Any performing arts organization that matters has some sort of research-and-development wing. Fostering new work not only keeps artists and audiences alert to the world around them; it renews and revitalizes the art form itself.
The leaders of West Edge Opera believe in giving their patrons a substantial annual glimpse of what often goes on behind the scenes. As it has in years past, 2022’s Snapshot (April 9–10 at the Taube Atrium Theater) offered excerpts of five operatic works in various states of progress. Much of the subject matter reflected suffering all too present in the news and our collective consciousness, from warfare and homelessness to drug addiction and mental illness. No one could say the composers and librettists were taking a walk in the park.

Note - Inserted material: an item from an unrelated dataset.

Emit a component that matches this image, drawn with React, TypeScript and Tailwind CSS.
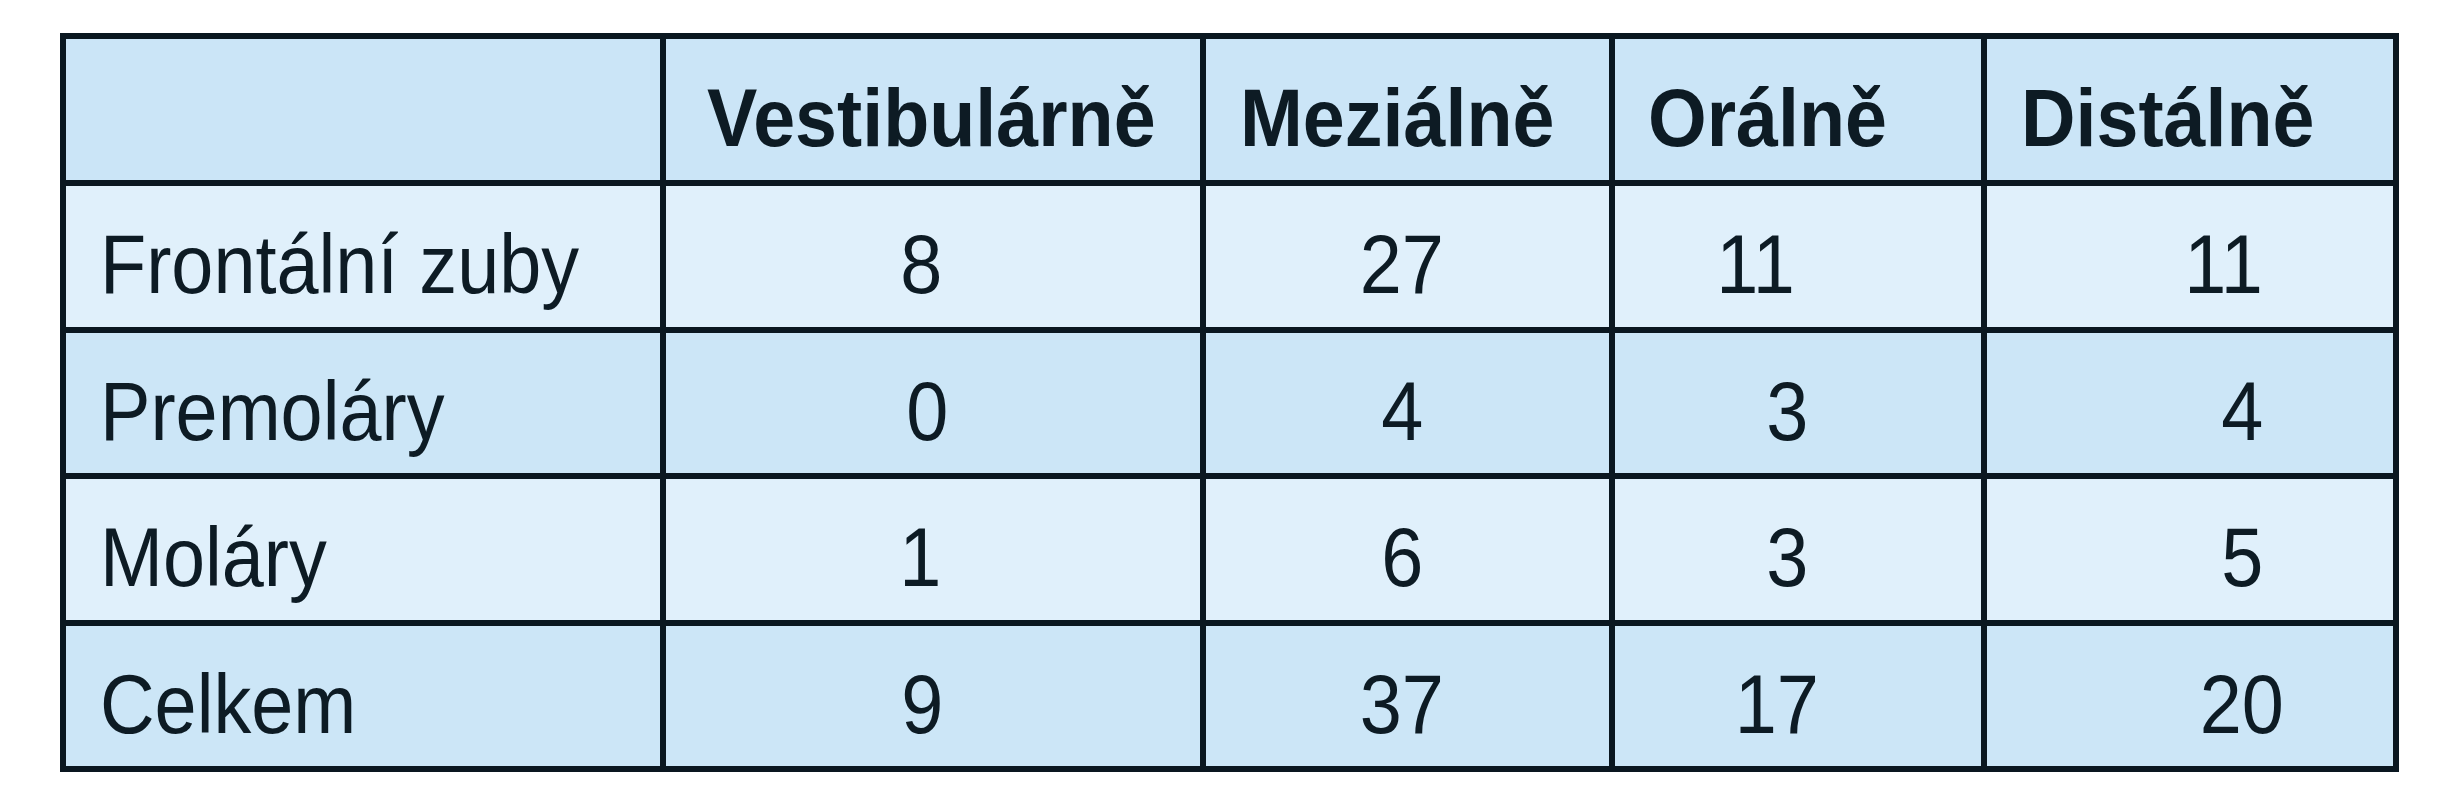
import React from "react";

type Cell = { v: string; cls: string };
type Row = { label: string; bg: string; cells: Cell[] };

const headers: { t: string; cls: string }[] = [
  { t: "Vestibulárně", cls: "pl-[41px]" },
  { t: "Meziálně", cls: "pl-[34px]" },
  { t: "Orálně", cls: "pl-[33px]" },
  { t: "Distálně", cls: "pl-[34px]" },
];

const rows: Row[] = [
  {
    label: "Frontální zuby",
    bg: "bg-[#e0f0fb]",
    cells: [
      { v: "8", cls: "pr-[24px]" },
      { v: "27", cls: "pr-[11px]" },
      { v: "11", cls: "pr-[84px]" },
      { v: "11", cls: "pl-[68px]" },
    ],
  },
  {
    label: "Premoláry",
    bg: "bg-[#cce6f7]",
    cells: [
      { v: "0", cls: "pr-[12px]" },
      { v: "4", cls: "pr-[11px]" },
      { v: "3", cls: "pr-[22px]" },
      { v: "4", cls: "pl-[104px]" },
    ],
  },
  {
    label: "Moláry",
    bg: "bg-[#e0f0fb]",
    cells: [
      { v: "1", cls: "pr-[26px]" },
      { v: "6", cls: "pr-[11px]" },
      { v: "3", cls: "pr-[22px]" },
      { v: "5", cls: "pl-[104px]" },
    ],
  },
  {
    label: "Celkem",
    bg: "bg-[#cce6f7]",
    cells: [
      { v: "9", cls: "pr-[22px]" },
      { v: "37", cls: "pr-[11px]" },
      { v: "17", cls: "pr-[42px]" },
      { v: "20", cls: "pl-[104px]" },
    ],
  },
];

export default function App() {
  return (
    <div className="w-[2460px] h-[800px] bg-white pt-[33px] pl-[60px] font-['Liberation_Sans',Arial,sans-serif] text-[#0d1b24]">
      <div className="grid w-fit grid-cols-[594px_534px_403px_366px_406px] grid-rows-[141px_141px_140px_141px_140px] gap-[6px] bg-[#0a1720] p-[6px]">
        <div className="bg-[#cbe5f7]" />
        {headers.map((h) => (
          <div
            key={h.t}
            className={`flex items-center bg-[#cbe5f7] pt-[16px] ${h.cls}`}
          >
            <span className="inline-block origin-left scale-x-[0.92] whitespace-nowrap text-[82px] font-bold leading-none">
              {h.t}
            </span>
          </div>
        ))}
        {rows.map((r) => (
          <React.Fragment key={r.label}>
            <div className={`flex items-center pl-[34px] pt-[15px] ${r.bg}`}>
              <span className="inline-block origin-left scale-x-90 whitespace-nowrap text-[84px] leading-none">
                {r.label}
              </span>
            </div>
            {r.cells.map((c, i) => (
              <div
                key={i}
                className={`flex items-center justify-center pt-[15px] ${r.bg} ${c.cls}`}
              >
                <span className="inline-block scale-x-90 whitespace-nowrap text-[84px] leading-none">
                  {c.v}
                </span>
              </div>
            ))}
          </React.Fragment>
        ))}
      </div>
    </div>
  );
}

And yet Sunday afternoon’s Snapshot was anything but grim. Even in short excerpts, the music, performed by the seven-member Earplay ensemble, often conveyed distinctive character, mood, momentum, and technical finesse. The singing, in these concert-version presentations, ranged from the solid to scintillating. Video interviews with the creators preceded each piece, adding useful context and flashes of insight. It was all neatly compacted into two hours, including an intermission.
The two most absorbing works bracketed the break. With hauntingly suggestive music by Ryan Suleiman and a neo-gothic libretto by Cristina Fríes, The School for Girls Who Lost Everything in the Fire filled the hall with a dark mix of creepy comic melodrama and the smoky scent of climate-change apocalypse. The California wildfires loom large in the opera, which portrays a group of girls held hostage by a horror-show villain named The Barn Man.

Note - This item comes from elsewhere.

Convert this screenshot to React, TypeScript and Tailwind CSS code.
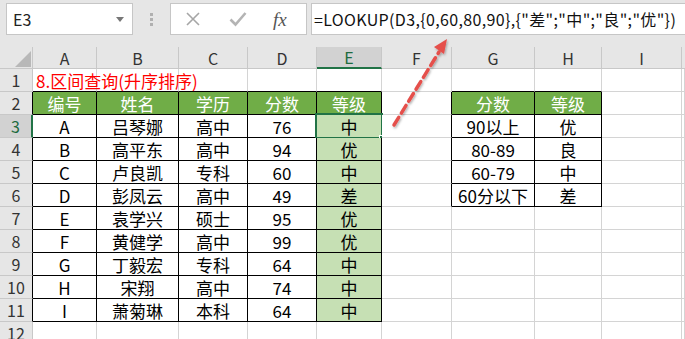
import React from "react";

const FONT = { fontFamily: '"Noto Sans CJK SC", "Liberation Sans", sans-serif' };

type Cell = { t?: string; kind?: "h" | "d" | "g" | "title" };

const letters = ["A", "B", "C", "D", "E", "F", "G", "H", "I"];

const dataRows: string[][] = [
  ["A", "吕琴娜", "高中", "76", "中"],
  ["B", "高平东", "高中", "94", "优"],
  ["C", "卢良凯", "专科", "60", "中"],
  ["D", "彭凤云", "高中", "49", "差"],
  ["E", "袁学兴", "硕士", "95", "优"],
  ["F", "黄健学", "高中", "99", "优"],
  ["G", "丁毅宏", "专科", "64", "中"],
  ["H", "宋翔", "高中", "74", "中"],
  ["I", "萧菊琳", "本科", "64", "中"],
];

const lookup: string[][] = [
  ["90以上", "优"],
  ["80-89", "良"],
  ["60-79", "中"],
  ["60分以下", "差"],
];

function buildRow(r: number): Cell[] {
  const cells: Cell[] = Array.from({ length: 10 }, () => ({}));
  if (r === 1) {
    cells[0] = { t: "8.区间查询(升序排序)", kind: "title" };
  } else if (r === 2) {
    ["编号", "姓名", "学历", "分数", "等级"].forEach((t, i) => (cells[i] = { t, kind: "h" }));
    cells[6] = { t: "分数", kind: "h" };
    cells[7] = { t: "等级", kind: "h" };
  } else if (r >= 3 && r <= 11) {
    const d = dataRows[r - 3];
    d.forEach((t, i) => (cells[i] = { t, kind: i === 4 ? "g" : "d" }));
    if (r <= 6) {
      cells[6] = { t: lookup[r - 3][0], kind: "d" };
      cells[7] = { t: lookup[r - 3][1], kind: "d" };
    }
  }
  return cells;
}

function inTable(r: number, c: number) {
  if (r >= 2 && r <= 11 && c >= 0 && c <= 4) return true;
  if (r >= 2 && r <= 6 && (c === 6 || c === 7)) return true;
  return false;
}

function DataCell({ r, c, cell }: { r: number; c: number; cell: Cell }) {
  const me = inTable(r, c);
  const rightBlack = me || inTable(r, c + 1);
  const bottomBlack = me || inTable(r + 1, c);
  const isTitle = cell.kind === "title";
  const bg =
    cell.kind === "h"
      ? "bg-[#70ad47] text-white"
      : cell.kind === "g"
      ? "bg-[#c6e0b4] text-black"
      : isTitle
      ? "bg-white text-[#ff0000] z-10"
      : "bg-white text-black";
  const isSel = r === 3 && c === 4;
  return (
    <div
      className={`relative flex items-center ${isTitle ? "justify-start overflow-visible whitespace-nowrap" : "justify-center"} ${bg} border-r border-b ${rightBlack ? "border-r-black" : "border-r-[#d4d4d4]"} ${bottomBlack ? "border-b-black" : "border-b-[#d4d4d4]"} text-[17px] leading-none`}
    >
      <span className={isTitle ? "absolute left-[3px] text-[#ff0000]" : ""}>{cell.t}</span>
      {isSel && (
        <>
          <div className="absolute left-[-2px] top-[-2px] right-[-2px] bottom-[-2px] border-2 border-[#217346] pointer-events-none" />
          <div className="absolute right-[-5px] bottom-[-5px] w-[7px] h-[7px] bg-[#217346] border border-white" />
        </>
      )}
    </div>
  );
}

export default function App() {
  const rows = Array.from({ length: 12 }, (_, i) => i + 1);
  return (
    <div className="relative w-[685px] h-[339px] overflow-hidden bg-[#e6e6e6]" style={FONT}>
      {/* Formula toolbar */}
      <div className="h-[47px] flex items-start pt-[3px]">
        <div className="ml-[6px] w-[127px] h-[32px] bg-white border border-[#c6c6c6] flex items-center pl-[6px] pr-[8px] text-[16px] text-[#222]">
          <span className="flex-1">E3</span>
          <svg width="8" height="5" viewBox="0 0 8 5">
            <polygon points="0,0 8,0 4,5" fill="#777" />
          </svg>
        </div>
        <div className="w-[37px] h-[32px] flex flex-col items-center justify-center gap-[2px]">
          <div className="w-[3px] h-[3px] bg-[#b0b0b0]" />
          <div className="w-[3px] h-[3px] bg-[#b0b0b0]" />
          <div className="w-[3px] h-[3px] bg-[#b0b0b0]" />
        </div>
        <div className="w-[137px] h-[32px] bg-white border border-[#c6c6c6] flex items-center">
          <svg className="ml-[14px]" width="16" height="16" viewBox="0 0 16 16">
            <path d="M2 2 L14 14 M14 2 L2 14" stroke="#a6a6a6" strokeWidth="1.6" fill="none" />
          </svg>
          <svg className="ml-[28px]" width="18" height="16" viewBox="0 0 18 16">
            <path d="M1.5 8.5 L6.5 13.5 L16.5 2" stroke="#b4b4b4" strokeWidth="2.6" fill="none" />
          </svg>
          <span
            className="ml-[26px] text-[19px] italic text-[#555] leading-none"
            style={{ fontFamily: '"Liberation Serif", "DejaVu Serif", serif' }}
          >
            <i>f</i>x
          </span>
        </div>
        <div className="ml-[4px] flex-1 h-[32px] bg-white border border-[#c6c6c6] border-r-0 flex items-center pl-[2px] text-[16px] tracking-[0.35px] text-[#111] whitespace-nowrap">
          =LOOKUP(D3,{"{"}0,60,80,90{"}"},{"{"}"差";"中";"良";"优"{"}"})
        </div>
      </div>

      {/* Grid */}
      <div className="grid grid-cols-[33px_64px_82px_69px_69px_65px_70px_83px_67px_80px_1fr] grid-rows-[22px_repeat(12,23px)]">
        <div className="relative bg-[#e6e6e6] border-r border-b border-[#c8c8c8]">
          <svg className="absolute left-[15px] top-[4px]" width="16" height="16" viewBox="0 0 16 16">
            <polygon points="16,0 16,16 0,16" fill="#b8b8b8" />
          </svg>
        </div>
        {letters.map((l, i) => (
          <div
            key={l}
            className={`flex items-center justify-center text-[16px] leading-none border-r border-[#c8c8c8] ${i === 4 ? "bg-[#d2d2d2] text-[#1e6b3f] border-b-2 border-b-[#217346]" : "bg-[#e6e6e6] text-[#333] border-b border-b-[#c8c8c8]"}`}
          >
            {l}
          </div>
        ))}
        <div className="bg-[#e6e6e6] border-b border-[#c8c8c8]" />

        {rows.map((r) => {
          const cells = r <= 11 ? buildRow(r) : Array.from({ length: 10 }, () => ({} as Cell));
          const hdrRightBlack = r >= 2 && r <= 11;
          return (
            <React.Fragment key={r}>
              <div
                className={`flex items-center justify-center text-[16px] leading-none border-b border-b-[#c8c8c8] ${r === 3 ? "bg-[#d2d2d2] text-[#1e6b3f] border-r-2 border-r-[#217346]" : `bg-[#e6e6e6] text-[#333] border-r ${hdrRightBlack ? "border-r-black" : "border-r-[#c8c8c8]"}`}`}
              >
                {r}
              </div>
              {cells.map((cell, c) => (
                <DataCell key={c} r={r} c={c} cell={cell} />
              ))}
            </React.Fragment>
          );
        })}
      </div>

      {/* Arrow annotation */}
      <svg className="absolute left-0 top-0 pointer-events-none" width="685" height="339" viewBox="0 0 685 339">
        <defs>
          <filter id="sh" x="-20%" y="-20%" width="140%" height="140%">
            <feDropShadow dx="1" dy="1.5" stdDeviation="1" floodColor="#000" floodOpacity="0.3" />
          </filter>
        </defs>
        <g filter="url(#sh)">
          <line
            x1="394"
            y1="125"
            x2="439"
            y2="52"
            stroke="#e5504b"
            strokeWidth="3.5"
            strokeDasharray="9 5"
            strokeLinecap="round"
          />
          <polygon points="447,39 434,47 444,54" fill="#e5504b" />
        </g>
      </svg>
    </div>
  );
}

As the strings slithered through melting runs and the clarinet sounded an ominous warning, the superb Julia Hathaway captured, in both her faux-innocent voice and slyly playful acting, a perverse titillation at her own desperate situation. “I’ll be the star of one more tragedy,” she sang, as a stream of repeated notes thudded out their assent. A stricken Molly Mahoney sang the role of an emotionally battered and benumbed fellow victim.
Hathaway was back and just as convincing in the dazzlingly complex central character in Lilith, with music and libretto by Michael Kaulkin, adapted from a 1961 novel by J.R. Salamanca. Lilith, a mental patient, is on a bicycle outing with a quixotic World War II vet now working as one of her caregivers.

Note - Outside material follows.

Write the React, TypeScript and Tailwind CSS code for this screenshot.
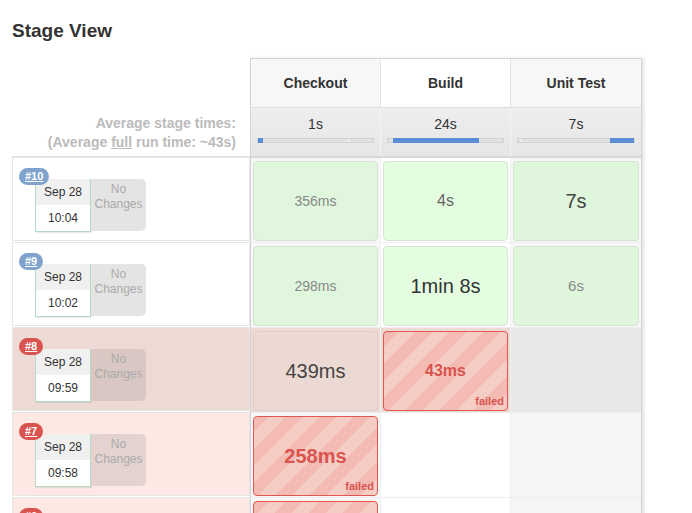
const FONT = { fontFamily: '"Liberation Sans", Arial, sans-serif' };

type Cell =
  | { kind: "ok"; text: string; cls: string }
  | { kind: "fail"; text: string; cls: string }
  | { kind: "plain"; text: string; cls: string }
  | { kind: "empty" };

type Row = {
  id: string;
  time: string;
  bg: string;
  badge: string;
  noch: string;
  colBg: string[];
  cells: Cell[];
};

const STAGES = [
  { name: "Checkout", avg: "1s", head: "bg-[#f7f7f7]", left: "left-0", width: "w-[4%]", tick: "left-[78%]" },
  { name: "Build", avg: "24s", head: "bg-white", left: "left-[4%]", width: "w-[75%]", tick: "" },
  { name: "Unit Test", avg: "7s", head: "bg-[#f7f7f7]", left: "left-[79%]", width: "w-[21%]", tick: "left-[2%]" },
];

const GREEN = ["bg-[#e0f6dd]", "bg-[#e4fde1]", "bg-[#dff6dc]"];

const ROWS: Row[] = [
  {
    id: "#10",
    time: "10:04",
    bg: "bg-white",
    badge: "bg-[#7fa3cc]",
    noch: "bg-[#e4e4e4]",
    colBg: ["bg-[#f7f7f7]", "bg-white", "bg-[#f7f7f7]"],
    cells: [
      { kind: "ok", text: "356ms", cls: "text-[14px] text-[#888]" },
      { kind: "ok", text: "4s", cls: "text-[16px] text-[#666]" },
      { kind: "ok", text: "7s", cls: "text-[20px] text-[#444]" },
    ],
  },
  {
    id: "#9",
    time: "10:02",
    bg: "bg-white",
    badge: "bg-[#7fa3cc]",
    noch: "bg-[#e4e4e4]",
    colBg: ["bg-[#f7f7f7]", "bg-white", "bg-[#f7f7f7]"],
    cells: [
      { kind: "ok", text: "298ms", cls: "text-[14px] text-[#888]" },
      { kind: "ok", text: "1min 8s", cls: "text-[20px] text-[#333]" },
      { kind: "ok", text: "6s", cls: "text-[15px] text-[#888]" },
    ],
  },
  {
    id: "#8",
    time: "09:59",
    bg: "bg-[#eedad5]",
    badge: "bg-[#d9534f]",
    noch: "bg-[#d9c7c3]",
    colBg: ["bg-[#eedad5]", "bg-[#eedad5]", "bg-[#e8e8e8]"],
    cells: [
      { kind: "plain", text: "439ms", cls: "text-[20px] text-[#444]" },
      { kind: "fail", text: "43ms", cls: "text-[16px]" },
      { kind: "empty" },
    ],
  },
  {
    id: "#7",
    time: "09:58",
    bg: "bg-[#fde8e3]",
    badge: "bg-[#d9534f]",
    noch: "bg-[#e3d2cf]",
    colBg: ["bg-[#f7f7f7]", "bg-white", "bg-[#f5f5f5]"],
    cells: [
      { kind: "fail", text: "258ms", cls: "text-[20px]" },
      { kind: "empty" },
      { kind: "empty" },
    ],
  },
  {
    id: "#6",
    time: "09:57",
    bg: "bg-[#fde8e3]",
    badge: "bg-[#d9534f]",
    noch: "bg-[#e3d2cf]",
    colBg: ["bg-[#f7f7f7]", "bg-white", "bg-[#f5f5f5]"],
    cells: [
      { kind: "fail", text: "31ms", cls: "text-[16px]" },
      { kind: "empty" },
      { kind: "empty" },
    ],
  },
];

function StageCell({ cell, col }: { cell: Cell; col: number }) {
  if (cell.kind === "empty") return <div className="h-full" />;
  if (cell.kind === "fail") {
    return (
      <div className="relative h-full rounded-[4px] border border-[#e2574f] bg-[repeating-linear-gradient(-45deg,#f6cdc5_0px,#f6cdc5_12px,#f3bbb4_12px,#f3bbb4_24px)] flex items-center justify-center">
        <span className={`font-bold text-[#d9534f] ${cell.cls}`}>{cell.text}</span>
        <span className="absolute right-[3px] bottom-[1px] text-[11px] font-bold text-[#d9534f]">failed</span>
      </div>
    );
  }
  if (cell.kind === "plain") {
    return (
      <div className="h-full rounded-[4px] border border-[#e2cfca] bg-[#ecd9d4] flex items-center justify-center">
        <span className={cell.cls}>{cell.text}</span>
      </div>
    );
  }
  return (
    <div className={`h-full rounded-[4px] border border-[#d6e4d3] ${GREEN[col]} flex items-center justify-center`}>
      <span className={cell.cls}>{cell.text}</span>
    </div>
  );
}

function BuildInfo({ row }: { row: Row }) {
  return (
    <div className={`relative h-[84px] mb-px border border-[#e6e6e6] ${row.bg}`}>
      <div className="absolute left-[22px] top-[21px] flex">
        <div className="w-[56px] h-[53px] border border-t-0 border-[#b3dcc5] shadow-[1px_1px_1px_rgba(0,0,0,0.08)] text-[12px] text-[#333]">
          <div className="h-[26px] bg-[#f0f0f0] flex items-center justify-center">Sep 28</div>
          <div className="h-[26px] bg-white flex items-center justify-center">{row.time}</div>
        </div>
        <div className={`w-[55px] h-[52px] rounded-r-[5px] ${row.noch} text-[12px] leading-[15px] text-[#aaa] text-center pt-[3px]`}>
          No
          <br />
          Changes
        </div>
      </div>
      <span
        className={`absolute left-[6px] top-[10px] h-[17px] px-[6px] rounded-full ${row.badge} text-white text-[11px] font-bold underline leading-[17px]`}
      >
        {row.id}
      </span>
    </div>
  );
}

export default function App() {
  return (
    <div className="bg-white w-[692px] h-[513px] overflow-hidden text-[#333]" style={FONT}>
      <h2 className="pl-[12px] pt-[19px] text-[19px] font-bold leading-[24px] text-[#333]">Stage View</h2>

      <div className="flex mt-[15px] pl-[12px]">
        {/* left column */}
        <div className="w-[238px] shrink-0">
          <div className="h-[48px]" />
          <div className="h-[51px] pr-[14px] pt-[8px] text-right text-[14px] font-bold leading-[19px] text-[#bbb] border-b border-[#e2e2e2]">
            <div>Average stage times:</div>
            <div>
              (Average <span className="underline">full</span> run time: ~43s)
            </div>
          </div>
          {ROWS.map((r) => (
            <BuildInfo key={r.id} row={r} />
          ))}
        </div>

        {/* stage table */}
        <div className="w-[392px] shrink-0 border-l border-r border-t border-[#d4d4d4] shadow-[2px_0_3px_rgba(0,0,0,0.12)]">
          <div className="grid grid-cols-[130px_130px_130px] h-[48px]">
            {STAGES.map((s) => (
              <div
                key={s.name}
                className={`${s.head} border-r border-[#e4e4e4] last:border-r-0 flex items-center justify-center text-[14px] font-bold text-[#333]`}
              >
                {s.name}
              </div>
            ))}
          </div>
          <div className="grid grid-cols-[130px_130px_130px] h-[51px] border-t border-[#dedede] border-b-2 border-b-[#d8d8d8]">
            {STAGES.map((s) => (
              <div
                key={s.name}
                className="bg-[linear-gradient(#eeeeee,#e6e6e6)] border-r border-[#f4f4f4] last:border-r-0 pt-[7px] px-[6px]"
              >
                <div className="text-center text-[14px] leading-[18px] text-[#333]">{s.avg}</div>
                <div className="relative mt-[5px] h-[5px] bg-[#e2e2e2] border border-[#d2d2d2]">
                  {s.tick && <div className={`absolute top-0 h-full w-[2px] bg-[#eeeeee] ${s.tick}`} />}
                  <div className={`absolute top-[-1px] h-[5px] bg-[#5b8ed6] ${s.left} ${s.width}`} />
                </div>
              </div>
            ))}
          </div>
          {ROWS.map((r) => (
            <div key={r.id} className="grid grid-cols-[130px_130px_130px] h-[85px] border-b border-[#eeeeee]">
              {r.cells.map((c, i) => (
                <div
                  key={i}
                  className={`${r.colBg[i]} border-r border-[#f0f0f0] last:border-r-0 pt-[3px] pb-px px-[2px]`}
                >
                  <StageCell cell={c} col={i} />
                </div>
              ))}
            </div>
          ))}
        </div>
      </div>
    </div>
  );
}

In dialogue as slippery and unstable as the music’s uneasily rippling strains, Hathaway and an aptly stolid Julio Ferrari as a man in over his head navigated the scene’s perilous terrain. The discovery of a horse’s skull deepened and complicated these subtext-packed performances. Even an offhand remark — he accounts himself “used to unrewarded patience”; she just wants to feel “joy” — gave this duet a foreboding air. Hathaway, in a beautifully self-possessed turn, caught Lilith’s canniness and pain. When her voice went grainy and cold near the end, a sorrowful chill took hold.
A third piece with a female protagonist, composer/librettist Gabrielle Rosse’s Cristina Doesn’t Need Saving, made nearly as memorable an impression. The story’s “double seduction,” in Rosse’s term, involves a young girl caught up in drugs and the pull of an enabler and predator. By turns naively rhapsodic (“With you I’m safe”) and guarded, Aléxa Anderson skillfully navigated lines and situations that nonetheless veer into stereotype. The music, however, uses harmonies, now unstable, now consoling, in intriguing ways.
The program’s opening and closing works had differing liabilities. The extract from Remembrance, a Korean War aftermath piece with music and libretto by Jean Ahn, was too brief and elliptical to sink in. Perhaps its vocal lines, strangely reminiscent of early polyphonic hockets, and pointillist accompaniment would cohere and coalesce over time.
The program closed with a kind of summary prologue to The Dark Horse, a car racing saga with music by César Cancino set to a Scott DeTurk libretto. Wheel-spinning backwards from the 1970s to the 1930s, the excerpt tried to do too much and accomplished too little. Four simplistic characters, jazz riffs, and lyrics too eager to rhyme piled up and verged on self-parody. An extended bit about cars and sex peaked on one woman’s line: “I am the heat as their pistons fire.”
Whichever way the critical thumb points, in Snapshot it’s all provisional. Somehow, some way, one or more of these works may make it to a full production — at West Edge or somewhere else. For now these tantalizing tastes made for an afternoon that satisfied even as it whetted the appetite.